§ Directions
Filter this data down to the lines that hold "size", and copy them.

§ Data lines
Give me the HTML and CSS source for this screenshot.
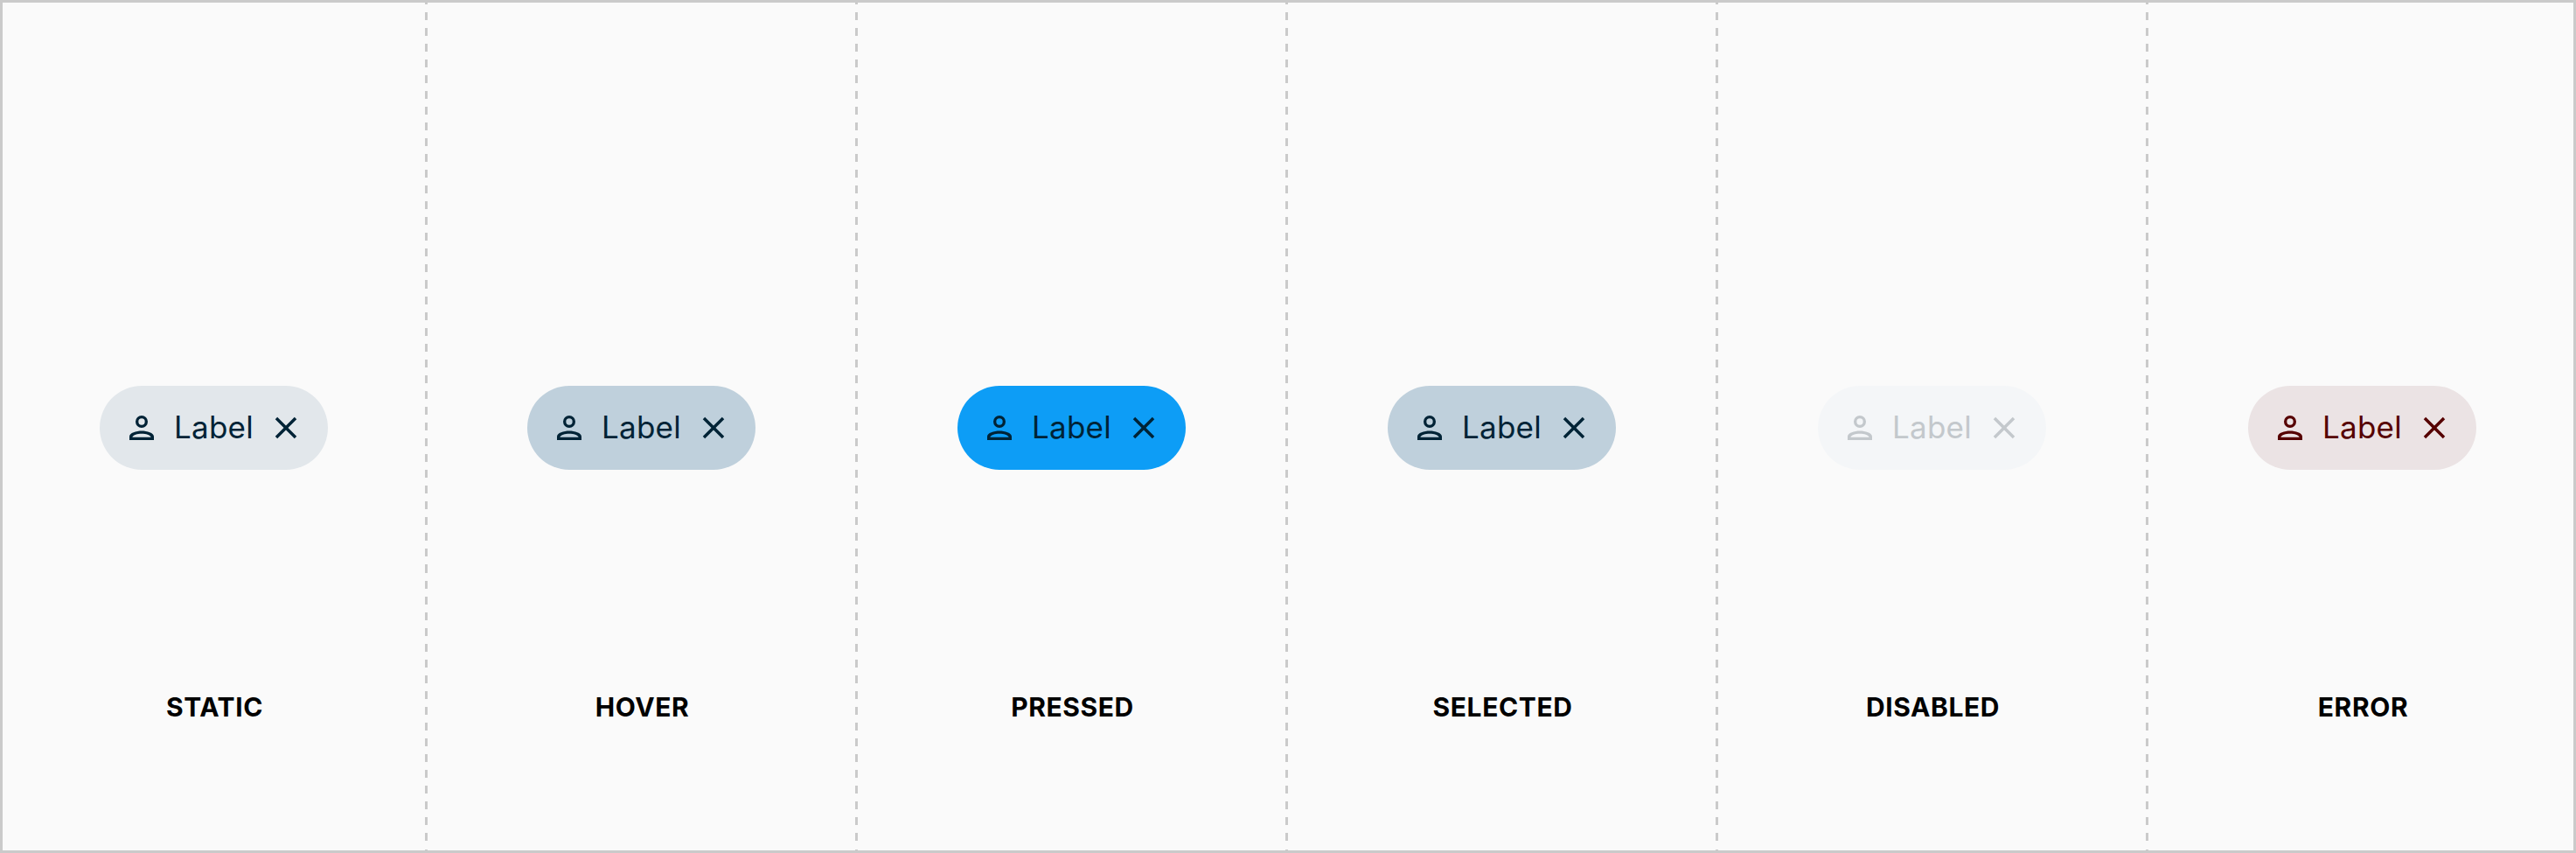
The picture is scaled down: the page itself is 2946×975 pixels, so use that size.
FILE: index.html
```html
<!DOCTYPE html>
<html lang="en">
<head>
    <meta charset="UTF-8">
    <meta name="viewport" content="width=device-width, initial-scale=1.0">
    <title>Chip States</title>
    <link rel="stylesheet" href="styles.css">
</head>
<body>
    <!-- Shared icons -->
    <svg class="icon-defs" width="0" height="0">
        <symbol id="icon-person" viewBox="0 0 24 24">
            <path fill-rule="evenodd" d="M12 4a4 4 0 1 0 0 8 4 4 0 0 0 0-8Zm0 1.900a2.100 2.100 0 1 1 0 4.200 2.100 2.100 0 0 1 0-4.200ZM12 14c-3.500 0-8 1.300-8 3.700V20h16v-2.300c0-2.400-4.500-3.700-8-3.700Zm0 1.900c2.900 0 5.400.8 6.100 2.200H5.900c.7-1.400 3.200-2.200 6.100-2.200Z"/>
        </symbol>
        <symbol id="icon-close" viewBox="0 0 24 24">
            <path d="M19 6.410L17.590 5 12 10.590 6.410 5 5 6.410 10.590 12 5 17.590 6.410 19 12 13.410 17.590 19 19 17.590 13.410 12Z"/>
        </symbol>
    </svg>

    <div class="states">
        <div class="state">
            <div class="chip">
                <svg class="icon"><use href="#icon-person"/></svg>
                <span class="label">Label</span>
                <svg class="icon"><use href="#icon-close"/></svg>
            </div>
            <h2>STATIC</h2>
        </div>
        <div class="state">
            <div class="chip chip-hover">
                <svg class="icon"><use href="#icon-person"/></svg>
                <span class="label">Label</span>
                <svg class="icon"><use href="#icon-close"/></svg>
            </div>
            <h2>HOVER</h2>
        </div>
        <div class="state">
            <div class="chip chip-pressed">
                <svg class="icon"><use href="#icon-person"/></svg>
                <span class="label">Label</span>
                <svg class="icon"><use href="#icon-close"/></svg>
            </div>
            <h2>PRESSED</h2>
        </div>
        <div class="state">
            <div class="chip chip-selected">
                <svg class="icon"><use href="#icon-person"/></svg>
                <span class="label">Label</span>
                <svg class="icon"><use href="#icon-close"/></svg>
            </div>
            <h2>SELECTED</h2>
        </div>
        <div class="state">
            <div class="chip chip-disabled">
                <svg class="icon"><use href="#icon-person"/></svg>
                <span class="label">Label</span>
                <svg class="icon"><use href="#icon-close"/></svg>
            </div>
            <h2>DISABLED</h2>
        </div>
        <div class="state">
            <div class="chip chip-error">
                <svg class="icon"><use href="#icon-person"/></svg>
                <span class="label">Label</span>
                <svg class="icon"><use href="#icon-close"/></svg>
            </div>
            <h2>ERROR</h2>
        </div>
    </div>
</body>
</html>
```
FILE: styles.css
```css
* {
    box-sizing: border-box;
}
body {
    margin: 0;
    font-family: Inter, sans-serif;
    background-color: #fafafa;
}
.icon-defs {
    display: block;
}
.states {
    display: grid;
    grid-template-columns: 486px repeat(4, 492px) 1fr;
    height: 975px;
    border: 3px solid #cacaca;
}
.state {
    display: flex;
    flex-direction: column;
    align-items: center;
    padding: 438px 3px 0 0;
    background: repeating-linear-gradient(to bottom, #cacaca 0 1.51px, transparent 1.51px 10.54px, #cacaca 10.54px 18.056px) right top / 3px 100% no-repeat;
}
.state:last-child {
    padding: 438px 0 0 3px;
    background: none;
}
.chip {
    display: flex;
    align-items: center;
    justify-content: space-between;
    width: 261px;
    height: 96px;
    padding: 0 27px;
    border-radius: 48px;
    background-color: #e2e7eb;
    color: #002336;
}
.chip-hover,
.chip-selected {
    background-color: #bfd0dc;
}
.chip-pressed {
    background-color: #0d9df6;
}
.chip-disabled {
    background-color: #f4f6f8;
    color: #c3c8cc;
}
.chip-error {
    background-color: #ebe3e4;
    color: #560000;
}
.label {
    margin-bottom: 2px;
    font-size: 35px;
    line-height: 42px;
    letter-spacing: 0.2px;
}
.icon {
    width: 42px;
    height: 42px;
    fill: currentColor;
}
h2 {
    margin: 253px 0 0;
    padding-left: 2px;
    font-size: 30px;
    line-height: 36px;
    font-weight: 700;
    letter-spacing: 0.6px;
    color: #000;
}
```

§ Task response
The picture is scaled down: the page itself is 2946×975 pixels, so use that size.
    font-size: 35px;
    font-size: 30px;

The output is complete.